- Weak links between elected legislators and their constituents. When List PR is used, and particularly when seats are allocated in one single national district, as in Namibia or Israel, the system is criticized for destroying the link between voters and their representatives. Where lists are closed, voters have no opportunity to determine the identity of the persons who will represent them and no identifiable representative for their town, district or village, nor can they easily reject an individual representative if they feel that he or she has performed poorly in office or is not the kind of person they would want representing them – e.g., warlords in countries such as Bosnia or Afghanistan. Moreover, in some developing countries where the society is mainly rural, voters’ identification with their region of residence is sometimes considerably stronger than their identification with any political party or grouping. This criticism, however, may relate more to the distinction between systems in which voters vote for parties and systems in which they vote for candidates.

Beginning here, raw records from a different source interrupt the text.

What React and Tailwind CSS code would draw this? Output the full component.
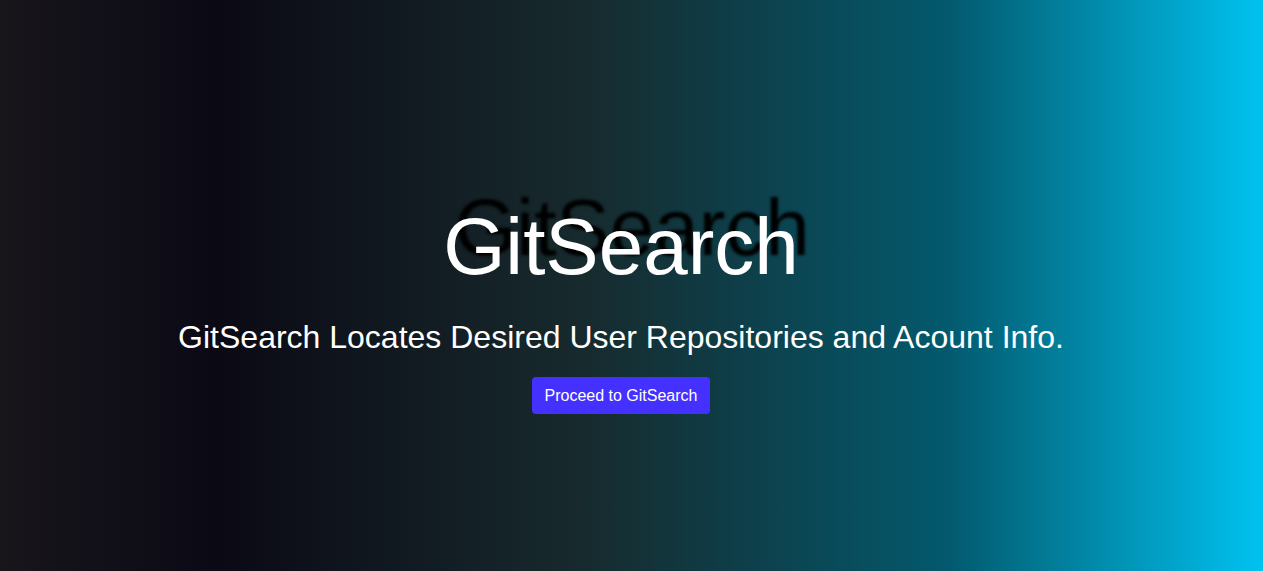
export default function App() {
  return (
    <div
      className="h-screen w-full overflow-hidden bg-[linear-gradient(to_right,#18161b_0%,#0b0914_17%,#172a2d_46%,#03596d_75%,#00c2f0_100%)] font-['Liberation_Sans',Arial,sans-serif] text-white"
    >
      <div className="flex flex-col items-center pt-[207px] pr-[21px]">
        <h1 className="text-[80px] leading-[80px] [text-shadow:11px_-19px_3px_#000]">GitSearch</h1>
        <p className="mt-[31px] text-[32px] leading-[38px]">
          GitSearch Locates Desired User Repositories and Acount Info.
        </p>
        <button className="mt-[21px] h-[37px] rounded-[4px] bg-[#4431ff] px-[13px] text-[16px] leading-[24px] text-white">
          Proceed to GitSearch
        </button>
      </div>
    </div>
  );
}
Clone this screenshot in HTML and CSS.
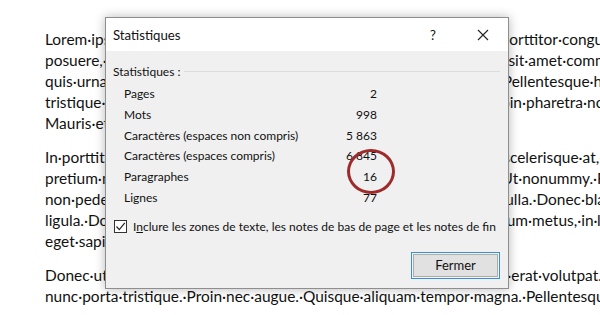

- Excessive entrenchment of power within party headquarters and in the hands of senior party leaderships—especially in closed-list systems. A candidate’s position on the party list, and therefore his or her likelihood of success, is dependent on currying favour with party bosses, while their relationship with the electorate is of secondary importance. In an unusual twist to the List PR system, in Guyana parties publish their list of candidates not ranked but simply ordered alphabetically. This allows party leaders even more scope to reward loyalty and punish independence because seats are only allocated to individuals once the result of the vote is known.
- The need for some kind of recognized party or political groupings to exist. This makes List PR particularly difficult to implement in those societies which do not have parties or have very embryonic and loose party structures, for example, many of the island countries of the Pacific. While technically possible to allow independent candidates to run under various forms of PR, it is difficult and introduces a number of additional complications, particularly as relates to wasted votes.
No system is perfect. But proportional representation has far fewer defects than the blatantly undemocratic plurality system Canada now has. Nations like Germany have a combined system to take care of your concern about weak links between the electorate and their elected representatives, that way there is both direct representation and a more equitable distribution of seats based on percentage.
As for excessive entrenchment of power in party HQs, don't we have that now in Canada? I fail to see that prop rep would in any way change the stranglehold the party executives of the major Canadian parties now have on their parties.
As for new parties - one only has to look at the stratified political scene in the US to realize just how difficult it is to start a new party in a plurality system. The fact that it has happened in Canada in recent years is more due to Canada's regional diversity that its voting system.
I not that you have listed any advantages of the plurality system and suspect that is primarily because there aren't any worth mentioning other than its simplicity and the ability to actually vote for a name (a minor advantage so for as I can see given the fact that most party members act like robots and do as they are told by the party leaders).